▸ Directions for this task: Go through the listing and set it down exactly, leaving out its pictures.

BEGIN

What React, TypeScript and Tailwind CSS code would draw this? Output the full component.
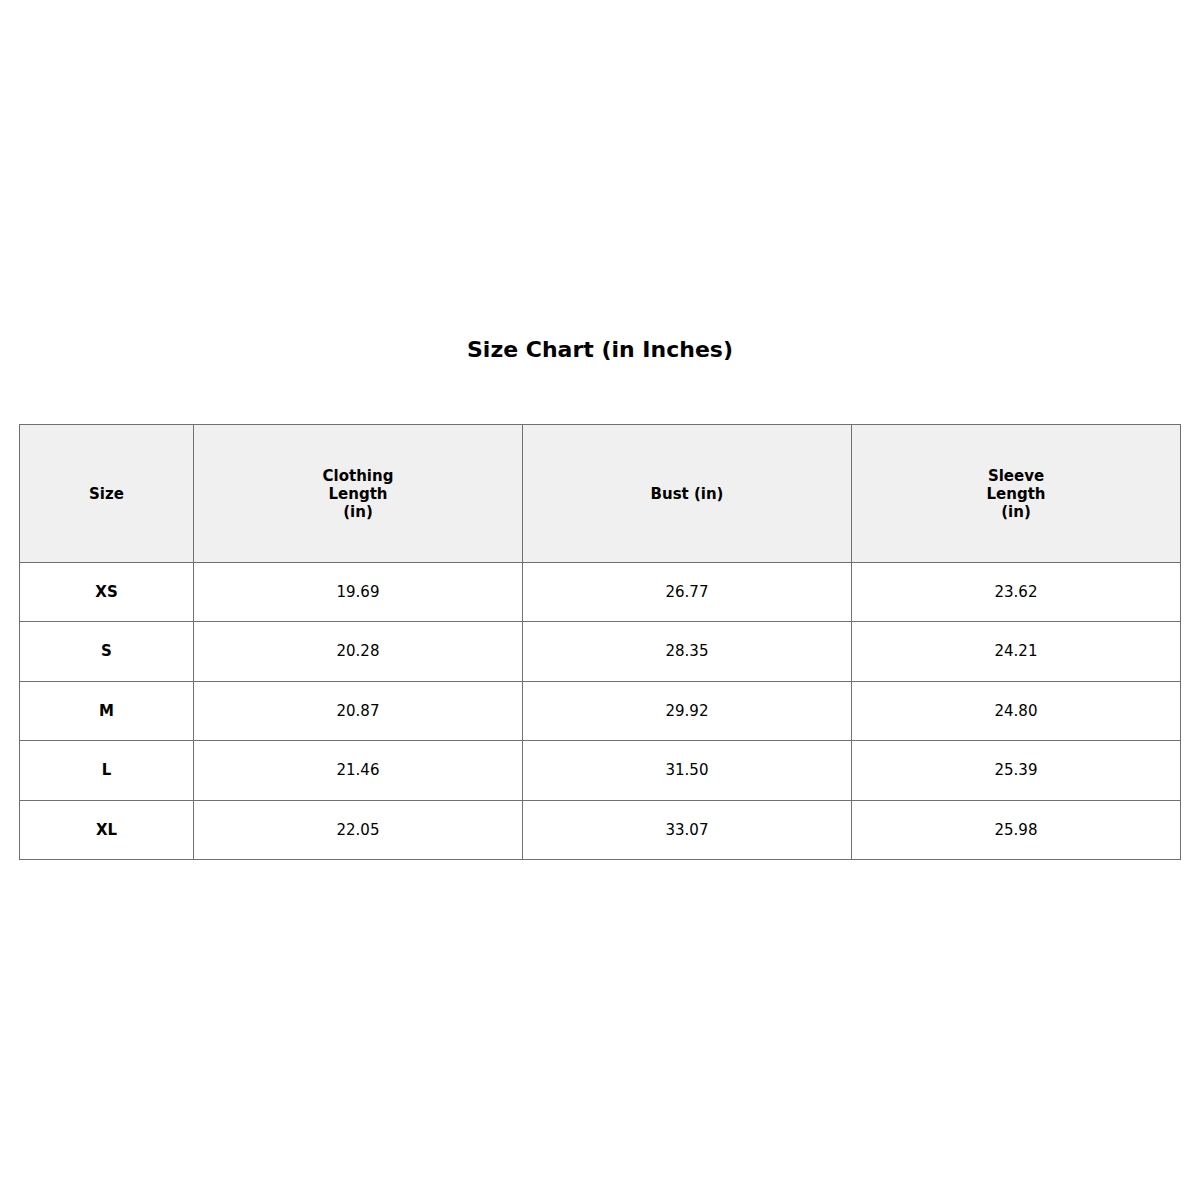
const headers = [
  { label: ["Size"], width: "w-[174px]" },
  { label: ["Clothing", "Length", "(in)"], width: "w-[329px]" },
  { label: ["Bust (in)"], width: "w-[329px]" },
  { label: ["Sleeve", "Length", "(in)"], width: "w-[329px]" },
];

const rows = [
  ["XS", "19.69", "26.77", "23.62"],
  ["S", "20.28", "28.35", "24.21"],
  ["M", "20.87", "29.92", "24.80"],
  ["L", "21.46", "31.50", "25.39"],
  ["XL", "22.05", "33.07", "25.98"],
];

export default function App() {
  return (
    <div className="w-[1200px] h-[1200px] bg-white px-[19px] pt-[337px] font-['DejaVu_Sans',sans-serif] text-black">
      <h1 className="text-center text-[22px] leading-[26px] font-bold mb-[61px]">
        Size Chart (in Inches)
      </h1>

      <table className="w-[1162px] border-collapse table-fixed text-[15px]">
        <thead>
          <tr className="bg-[#f0f0f0]">
            {headers.map((h) => (
              <th
                key={h.label.join(" ")}
                className={`${h.width} h-[138px] border border-[#707070] text-center align-middle font-bold leading-[18px]`}
              >
                {h.label.map((line) => (
                  <div key={line}>{line}</div>
                ))}
              </th>
            ))}
          </tr>
        </thead>
        <tbody>
          {rows.map((row) => (
            <tr key={row[0]}>
              {row.map((cell, i) => (
                <td
                  key={i}
                  className={`h-[59.4px] border border-[#707070] text-center align-middle ${
                    i === 0 ? "font-bold" : ""
                  }`}
                >
                  {cell}
                </td>
              ))}
            </tr>
          ))}
        </tbody>
      </table>
    </div>
  );
}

END

▸ The output:
What React, TypeScript and Tailwind CSS code would draw this? Output the full component.
const headers = [
  { label: ["Size"], width: "w-[174px]" },
  { label: ["Clothing", "Length", "(in)"], width: "w-[329px]" },
  { label: ["Bust (in)"], width: "w-[329px]" },
  { label: ["Sleeve", "Length", "(in)"], width: "w-[329px]" },
];

const rows = [
  ["XS", "19.69", "26.77", "23.62"],
  ["S", "20.28", "28.35", "24.21"],
  ["M", "20.87", "29.92", "24.80"],
  ["L", "21.46", "31.50", "25.39"],
  ["XL", "22.05", "33.07", "25.98"],
];

export default function App() {
  return (
    <div className="w-[1200px] h-[1200px] bg-white px-[19px] pt-[337px] font-['DejaVu_Sans',sans-serif] text-black">
      <h1 className="text-center text-[22px] leading-[26px] font-bold mb-[61px]">
        Size Chart (in Inches)
      </h1>

      <table className="w-[1162px] border-collapse table-fixed text-[15px]">
        <thead>
          <tr className="bg-[#f0f0f0]">
            {headers.map((h) => (
              <th
                key={h.label.join(" ")}
                className={`${h.width} h-[138px] border border-[#707070] text-center align-middle font-bold leading-[18px]`}
              >
                {h.label.map((line) => (
                  <div key={line}>{line}</div>
                ))}
              </th>
            ))}
          </tr>
        </thead>
        <tbody>
          {rows.map((row) => (
            <tr key={row[0]}>
              {row.map((cell, i) => (
                <td
                  key={i}
                  className={`h-[59.4px] border border-[#707070] text-center align-middle ${
                    i === 0 ? "font-bold" : ""
                  }`}
                >
                  {cell}
                </td>
              ))}
            </tr>
          ))}
        </tbody>
      </table>
    </div>
  );
}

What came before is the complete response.